◆ What you need to do: Print, word for word, the opening line of the data below and every line after it through the line that contains "</modal-dialog>", but not the pictures.

◆ Dataset section:
⟨

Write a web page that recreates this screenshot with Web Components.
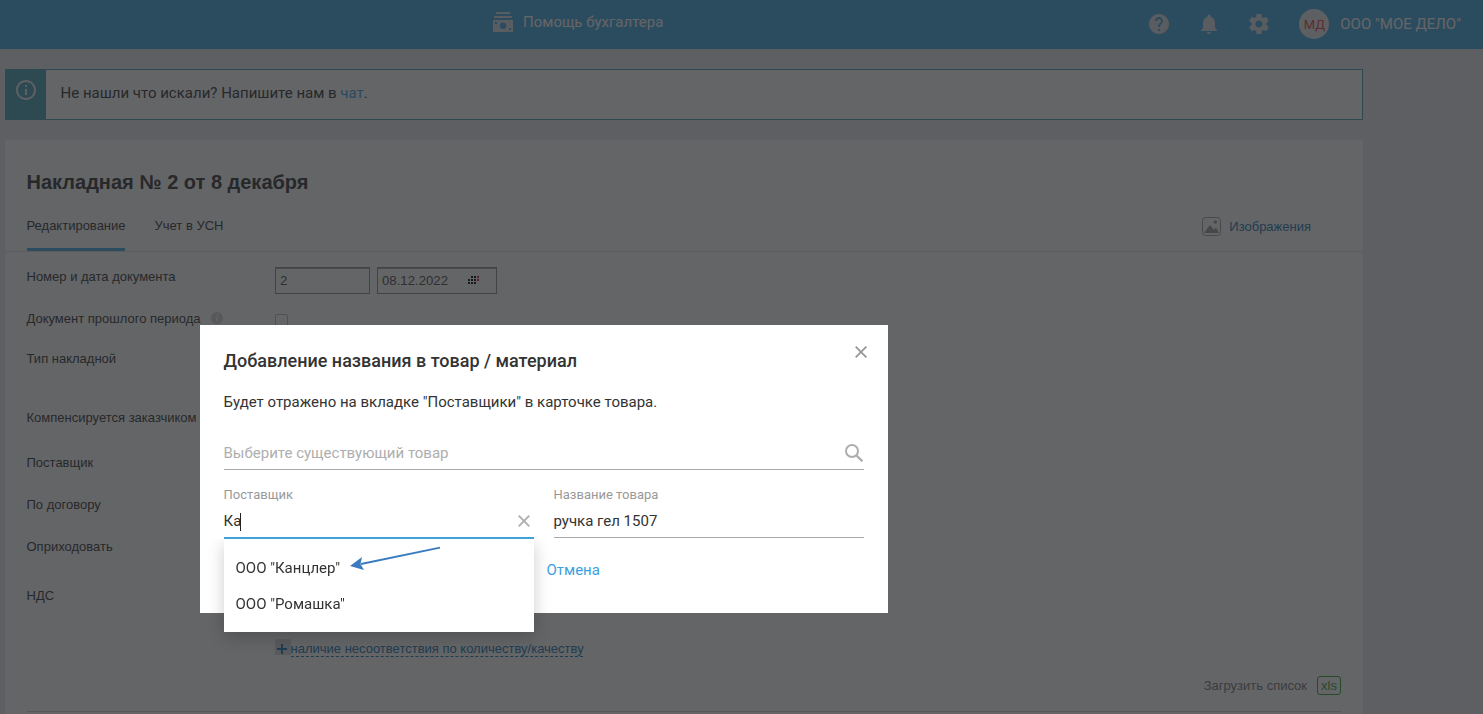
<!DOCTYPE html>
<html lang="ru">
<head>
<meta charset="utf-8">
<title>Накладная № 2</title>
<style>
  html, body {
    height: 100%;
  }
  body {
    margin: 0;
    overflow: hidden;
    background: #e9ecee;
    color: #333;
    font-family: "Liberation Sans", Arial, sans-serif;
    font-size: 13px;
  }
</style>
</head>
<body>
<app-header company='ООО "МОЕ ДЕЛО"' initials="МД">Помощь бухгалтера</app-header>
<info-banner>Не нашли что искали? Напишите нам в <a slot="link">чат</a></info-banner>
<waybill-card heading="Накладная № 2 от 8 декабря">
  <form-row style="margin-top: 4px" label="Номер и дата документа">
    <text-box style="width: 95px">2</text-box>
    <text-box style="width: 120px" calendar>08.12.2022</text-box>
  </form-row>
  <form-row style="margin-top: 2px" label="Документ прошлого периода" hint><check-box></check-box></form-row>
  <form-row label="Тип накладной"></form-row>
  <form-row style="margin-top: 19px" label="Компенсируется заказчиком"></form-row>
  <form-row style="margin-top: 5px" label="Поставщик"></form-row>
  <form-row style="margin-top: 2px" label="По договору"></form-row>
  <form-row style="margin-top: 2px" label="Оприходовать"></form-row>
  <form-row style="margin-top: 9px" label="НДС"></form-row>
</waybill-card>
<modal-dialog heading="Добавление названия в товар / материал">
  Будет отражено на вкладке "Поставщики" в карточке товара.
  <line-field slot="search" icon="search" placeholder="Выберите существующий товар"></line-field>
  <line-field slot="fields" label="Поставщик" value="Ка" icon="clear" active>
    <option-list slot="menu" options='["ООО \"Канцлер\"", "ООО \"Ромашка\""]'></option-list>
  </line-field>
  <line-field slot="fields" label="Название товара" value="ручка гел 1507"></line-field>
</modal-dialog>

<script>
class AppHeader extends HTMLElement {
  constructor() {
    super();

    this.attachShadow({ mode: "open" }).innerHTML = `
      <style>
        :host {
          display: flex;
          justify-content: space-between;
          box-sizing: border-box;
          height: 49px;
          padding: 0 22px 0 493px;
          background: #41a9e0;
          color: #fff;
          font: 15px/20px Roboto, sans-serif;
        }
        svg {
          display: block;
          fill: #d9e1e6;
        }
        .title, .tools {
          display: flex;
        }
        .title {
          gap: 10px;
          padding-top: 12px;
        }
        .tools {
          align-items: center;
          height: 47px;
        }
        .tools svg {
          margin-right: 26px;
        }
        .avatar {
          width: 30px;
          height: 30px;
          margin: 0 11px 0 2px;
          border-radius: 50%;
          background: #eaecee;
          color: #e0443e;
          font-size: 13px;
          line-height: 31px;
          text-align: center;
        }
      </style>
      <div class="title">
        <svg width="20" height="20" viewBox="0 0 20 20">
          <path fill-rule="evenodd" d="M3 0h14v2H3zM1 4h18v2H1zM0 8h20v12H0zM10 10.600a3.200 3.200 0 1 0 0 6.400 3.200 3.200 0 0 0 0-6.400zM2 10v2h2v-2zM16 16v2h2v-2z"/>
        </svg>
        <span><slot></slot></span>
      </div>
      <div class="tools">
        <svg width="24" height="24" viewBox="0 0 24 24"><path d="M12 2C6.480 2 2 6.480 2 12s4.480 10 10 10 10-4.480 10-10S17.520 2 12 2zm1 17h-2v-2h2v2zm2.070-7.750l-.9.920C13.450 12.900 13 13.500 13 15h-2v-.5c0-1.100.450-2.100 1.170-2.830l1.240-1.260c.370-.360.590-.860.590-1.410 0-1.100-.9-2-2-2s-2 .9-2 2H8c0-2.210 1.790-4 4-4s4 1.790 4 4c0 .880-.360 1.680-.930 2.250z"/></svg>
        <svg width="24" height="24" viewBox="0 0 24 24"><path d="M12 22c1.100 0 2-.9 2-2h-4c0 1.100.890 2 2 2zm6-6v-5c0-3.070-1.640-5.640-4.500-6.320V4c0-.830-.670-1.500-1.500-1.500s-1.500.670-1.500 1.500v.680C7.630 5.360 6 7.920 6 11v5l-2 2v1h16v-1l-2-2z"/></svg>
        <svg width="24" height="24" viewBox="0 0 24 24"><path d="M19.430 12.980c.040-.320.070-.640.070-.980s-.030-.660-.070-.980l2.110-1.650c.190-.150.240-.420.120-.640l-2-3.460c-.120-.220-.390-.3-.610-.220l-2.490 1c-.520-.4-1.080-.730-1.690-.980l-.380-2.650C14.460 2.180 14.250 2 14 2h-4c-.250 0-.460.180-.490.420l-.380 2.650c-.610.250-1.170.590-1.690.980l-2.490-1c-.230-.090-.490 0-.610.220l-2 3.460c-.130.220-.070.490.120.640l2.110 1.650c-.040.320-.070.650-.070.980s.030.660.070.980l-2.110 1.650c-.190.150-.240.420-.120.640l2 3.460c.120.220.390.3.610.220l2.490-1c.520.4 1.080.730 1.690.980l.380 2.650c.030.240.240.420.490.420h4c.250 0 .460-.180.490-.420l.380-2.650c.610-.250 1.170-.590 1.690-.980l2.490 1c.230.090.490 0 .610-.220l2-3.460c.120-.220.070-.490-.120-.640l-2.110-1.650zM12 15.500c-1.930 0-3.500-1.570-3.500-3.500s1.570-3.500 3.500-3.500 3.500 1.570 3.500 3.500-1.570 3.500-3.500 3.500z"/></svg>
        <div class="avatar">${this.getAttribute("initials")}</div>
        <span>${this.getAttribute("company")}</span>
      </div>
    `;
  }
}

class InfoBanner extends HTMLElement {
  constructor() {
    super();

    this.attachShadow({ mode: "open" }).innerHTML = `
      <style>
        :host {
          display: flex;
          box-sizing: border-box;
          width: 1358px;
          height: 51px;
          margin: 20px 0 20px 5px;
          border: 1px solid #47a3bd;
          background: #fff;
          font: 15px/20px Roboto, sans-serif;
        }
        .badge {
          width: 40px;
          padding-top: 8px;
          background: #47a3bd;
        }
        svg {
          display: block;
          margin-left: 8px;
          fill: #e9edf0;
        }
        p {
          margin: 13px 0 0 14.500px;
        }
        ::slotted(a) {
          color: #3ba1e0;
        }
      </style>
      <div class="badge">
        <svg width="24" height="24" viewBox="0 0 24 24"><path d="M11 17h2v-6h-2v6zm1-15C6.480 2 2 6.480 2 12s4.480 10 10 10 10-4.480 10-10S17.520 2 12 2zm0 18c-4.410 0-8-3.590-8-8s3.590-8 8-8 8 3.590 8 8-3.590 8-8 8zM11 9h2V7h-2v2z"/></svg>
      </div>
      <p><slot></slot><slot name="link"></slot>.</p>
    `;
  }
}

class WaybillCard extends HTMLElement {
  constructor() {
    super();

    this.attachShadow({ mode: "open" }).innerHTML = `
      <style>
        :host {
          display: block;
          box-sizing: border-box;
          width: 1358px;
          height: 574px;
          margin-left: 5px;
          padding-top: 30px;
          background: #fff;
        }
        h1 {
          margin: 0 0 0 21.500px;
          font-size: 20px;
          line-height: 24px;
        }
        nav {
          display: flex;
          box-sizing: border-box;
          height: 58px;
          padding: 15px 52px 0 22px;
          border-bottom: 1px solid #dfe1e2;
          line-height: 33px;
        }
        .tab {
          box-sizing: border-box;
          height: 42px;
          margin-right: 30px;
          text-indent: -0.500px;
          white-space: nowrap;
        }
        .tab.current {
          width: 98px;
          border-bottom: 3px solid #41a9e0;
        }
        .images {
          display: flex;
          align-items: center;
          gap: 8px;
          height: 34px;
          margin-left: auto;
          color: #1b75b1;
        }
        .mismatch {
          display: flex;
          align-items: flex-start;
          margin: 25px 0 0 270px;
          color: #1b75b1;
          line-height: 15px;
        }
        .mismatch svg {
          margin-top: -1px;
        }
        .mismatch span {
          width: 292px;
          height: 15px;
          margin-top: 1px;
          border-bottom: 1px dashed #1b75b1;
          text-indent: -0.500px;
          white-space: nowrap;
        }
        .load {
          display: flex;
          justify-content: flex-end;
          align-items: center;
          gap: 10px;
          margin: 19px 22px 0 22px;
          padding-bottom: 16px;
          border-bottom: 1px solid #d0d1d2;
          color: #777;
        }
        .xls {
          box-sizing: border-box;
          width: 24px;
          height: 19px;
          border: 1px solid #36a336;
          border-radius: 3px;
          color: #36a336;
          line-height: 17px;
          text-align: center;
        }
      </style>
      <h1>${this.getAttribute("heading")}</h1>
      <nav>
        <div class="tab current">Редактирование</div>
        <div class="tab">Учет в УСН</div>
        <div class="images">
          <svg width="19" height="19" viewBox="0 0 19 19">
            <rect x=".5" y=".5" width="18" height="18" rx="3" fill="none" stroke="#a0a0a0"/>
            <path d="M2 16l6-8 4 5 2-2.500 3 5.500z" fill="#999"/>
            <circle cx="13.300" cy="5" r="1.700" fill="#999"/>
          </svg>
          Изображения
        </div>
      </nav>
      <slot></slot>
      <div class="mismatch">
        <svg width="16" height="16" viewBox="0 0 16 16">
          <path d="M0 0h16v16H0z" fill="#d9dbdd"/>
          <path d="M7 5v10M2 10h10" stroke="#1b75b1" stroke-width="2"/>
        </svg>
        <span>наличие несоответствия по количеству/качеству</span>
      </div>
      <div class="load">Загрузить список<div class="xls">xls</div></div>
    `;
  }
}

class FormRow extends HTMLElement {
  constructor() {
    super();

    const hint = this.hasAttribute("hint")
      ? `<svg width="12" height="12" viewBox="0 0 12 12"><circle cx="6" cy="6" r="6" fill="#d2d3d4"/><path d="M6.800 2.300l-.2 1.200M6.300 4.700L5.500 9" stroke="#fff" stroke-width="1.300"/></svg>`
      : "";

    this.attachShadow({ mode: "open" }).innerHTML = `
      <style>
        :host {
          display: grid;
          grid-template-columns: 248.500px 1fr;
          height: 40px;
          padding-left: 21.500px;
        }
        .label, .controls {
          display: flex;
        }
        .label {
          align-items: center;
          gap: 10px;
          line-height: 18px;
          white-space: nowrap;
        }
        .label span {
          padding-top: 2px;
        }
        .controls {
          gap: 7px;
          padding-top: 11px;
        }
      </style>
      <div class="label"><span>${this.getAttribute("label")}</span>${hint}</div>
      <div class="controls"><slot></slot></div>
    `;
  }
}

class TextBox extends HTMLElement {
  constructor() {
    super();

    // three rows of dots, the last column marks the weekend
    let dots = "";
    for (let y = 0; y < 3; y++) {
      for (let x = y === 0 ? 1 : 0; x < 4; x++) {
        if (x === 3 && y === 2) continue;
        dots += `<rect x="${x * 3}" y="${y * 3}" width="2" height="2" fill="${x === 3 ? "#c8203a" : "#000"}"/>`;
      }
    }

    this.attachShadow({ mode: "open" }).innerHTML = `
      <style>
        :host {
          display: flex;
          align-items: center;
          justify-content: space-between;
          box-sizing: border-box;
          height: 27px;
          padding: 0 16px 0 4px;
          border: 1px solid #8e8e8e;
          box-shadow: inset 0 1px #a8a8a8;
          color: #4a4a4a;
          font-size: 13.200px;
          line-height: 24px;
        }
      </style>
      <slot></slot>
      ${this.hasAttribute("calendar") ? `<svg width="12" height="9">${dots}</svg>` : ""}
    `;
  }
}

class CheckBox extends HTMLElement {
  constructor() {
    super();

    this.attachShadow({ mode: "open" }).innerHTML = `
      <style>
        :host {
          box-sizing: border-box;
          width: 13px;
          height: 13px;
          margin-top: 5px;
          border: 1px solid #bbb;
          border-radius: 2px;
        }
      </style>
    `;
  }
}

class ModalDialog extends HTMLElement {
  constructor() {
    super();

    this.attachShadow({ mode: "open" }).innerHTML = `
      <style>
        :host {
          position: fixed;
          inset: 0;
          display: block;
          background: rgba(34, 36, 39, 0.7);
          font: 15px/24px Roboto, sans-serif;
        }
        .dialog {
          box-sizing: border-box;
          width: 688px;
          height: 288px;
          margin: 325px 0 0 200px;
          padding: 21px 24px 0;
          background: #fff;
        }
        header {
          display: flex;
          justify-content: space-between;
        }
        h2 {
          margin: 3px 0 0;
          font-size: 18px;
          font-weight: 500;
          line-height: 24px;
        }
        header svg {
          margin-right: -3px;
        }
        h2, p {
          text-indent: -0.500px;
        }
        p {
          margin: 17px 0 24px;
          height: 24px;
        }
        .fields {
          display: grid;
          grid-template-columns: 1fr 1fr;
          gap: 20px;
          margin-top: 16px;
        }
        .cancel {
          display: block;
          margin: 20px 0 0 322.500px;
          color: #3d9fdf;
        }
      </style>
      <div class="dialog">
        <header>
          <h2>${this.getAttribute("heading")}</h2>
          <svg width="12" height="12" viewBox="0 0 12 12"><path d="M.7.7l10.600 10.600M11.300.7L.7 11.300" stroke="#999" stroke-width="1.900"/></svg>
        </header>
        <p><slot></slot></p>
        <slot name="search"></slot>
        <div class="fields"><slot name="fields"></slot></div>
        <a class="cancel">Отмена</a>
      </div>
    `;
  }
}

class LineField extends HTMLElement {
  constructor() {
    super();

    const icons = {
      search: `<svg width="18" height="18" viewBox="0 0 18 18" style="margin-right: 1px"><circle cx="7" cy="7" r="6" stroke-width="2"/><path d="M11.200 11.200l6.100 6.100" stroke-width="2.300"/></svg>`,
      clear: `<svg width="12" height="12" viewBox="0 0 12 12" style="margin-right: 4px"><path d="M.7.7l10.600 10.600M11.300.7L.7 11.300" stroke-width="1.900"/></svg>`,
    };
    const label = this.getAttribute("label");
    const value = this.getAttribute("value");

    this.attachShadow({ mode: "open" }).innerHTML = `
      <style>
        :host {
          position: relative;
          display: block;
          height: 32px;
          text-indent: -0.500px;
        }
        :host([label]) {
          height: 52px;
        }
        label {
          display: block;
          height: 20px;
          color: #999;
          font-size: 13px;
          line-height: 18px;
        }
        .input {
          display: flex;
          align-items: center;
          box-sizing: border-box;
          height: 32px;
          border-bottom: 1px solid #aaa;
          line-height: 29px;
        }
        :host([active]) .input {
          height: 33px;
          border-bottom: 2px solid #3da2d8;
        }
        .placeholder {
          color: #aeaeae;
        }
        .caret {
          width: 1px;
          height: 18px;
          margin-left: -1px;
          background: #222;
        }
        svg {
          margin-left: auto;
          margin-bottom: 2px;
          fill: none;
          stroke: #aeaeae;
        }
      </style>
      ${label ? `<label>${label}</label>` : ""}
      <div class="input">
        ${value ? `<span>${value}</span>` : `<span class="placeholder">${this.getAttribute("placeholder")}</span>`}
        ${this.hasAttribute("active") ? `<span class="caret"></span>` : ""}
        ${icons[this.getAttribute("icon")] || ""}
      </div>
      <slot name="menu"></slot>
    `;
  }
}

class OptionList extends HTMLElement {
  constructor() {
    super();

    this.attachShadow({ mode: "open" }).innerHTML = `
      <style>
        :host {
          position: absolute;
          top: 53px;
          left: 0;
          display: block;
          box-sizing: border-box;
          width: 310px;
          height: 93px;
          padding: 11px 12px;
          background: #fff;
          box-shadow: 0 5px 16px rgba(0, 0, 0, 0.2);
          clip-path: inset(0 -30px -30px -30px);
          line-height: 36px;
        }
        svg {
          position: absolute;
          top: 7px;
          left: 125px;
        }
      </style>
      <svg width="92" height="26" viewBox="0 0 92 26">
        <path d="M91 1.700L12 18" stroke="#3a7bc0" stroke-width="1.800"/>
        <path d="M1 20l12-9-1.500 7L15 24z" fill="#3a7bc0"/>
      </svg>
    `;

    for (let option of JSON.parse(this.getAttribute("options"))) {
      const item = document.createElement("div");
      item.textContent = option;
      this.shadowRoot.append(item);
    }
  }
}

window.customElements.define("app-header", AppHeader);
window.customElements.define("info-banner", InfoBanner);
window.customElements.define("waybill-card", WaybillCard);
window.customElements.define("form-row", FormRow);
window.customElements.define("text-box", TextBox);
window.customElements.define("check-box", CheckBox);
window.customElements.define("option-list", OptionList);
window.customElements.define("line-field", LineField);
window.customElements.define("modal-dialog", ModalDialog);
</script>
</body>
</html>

⟩

◆ Task answer:
Write a web page that recreates this screenshot with Web Components.
<!DOCTYPE html>
<html lang="ru">
<head>
<meta charset="utf-8">
<title>Накладная № 2</title>
<style>
  html, body {
    height: 100%;
  }
  body {
    margin: 0;
    overflow: hidden;
    background: #e9ecee;
    color: #333;
    font-family: "Liberation Sans", Arial, sans-serif;
    font-size: 13px;
  }
</style>
</head>
<body>
<app-header company='ООО "МОЕ ДЕЛО"' initials="МД">Помощь бухгалтера</app-header>
<info-banner>Не нашли что искали? Напишите нам в <a slot="link">чат</a></info-banner>
<waybill-card heading="Накладная № 2 от 8 декабря">
  <form-row style="margin-top: 4px" label="Номер и дата документа">
    <text-box style="width: 95px">2</text-box>
    <text-box style="width: 120px" calendar>08.12.2022</text-box>
  </form-row>
  <form-row style="margin-top: 2px" label="Документ прошлого периода" hint><check-box></check-box></form-row>
  <form-row label="Тип накладной"></form-row>
  <form-row style="margin-top: 19px" label="Компенсируется заказчиком"></form-row>
  <form-row style="margin-top: 5px" label="Поставщик"></form-row>
  <form-row style="margin-top: 2px" label="По договору"></form-row>
  <form-row style="margin-top: 2px" label="Оприходовать"></form-row>
  <form-row style="margin-top: 9px" label="НДС"></form-row>
</waybill-card>
<modal-dialog heading="Добавление названия в товар / материал">
  Будет отражено на вкладке "Поставщики" в карточке товара.
  <line-field slot="search" icon="search" placeholder="Выберите существующий товар"></line-field>
  <line-field slot="fields" label="Поставщик" value="Ка" icon="clear" active>
    <option-list slot="menu" options='["ООО \"Канцлер\"", "ООО \"Ромашка\""]'></option-list>
  </line-field>
  <line-field slot="fields" label="Название товара" value="ручка гел 1507"></line-field>
</modal-dialog>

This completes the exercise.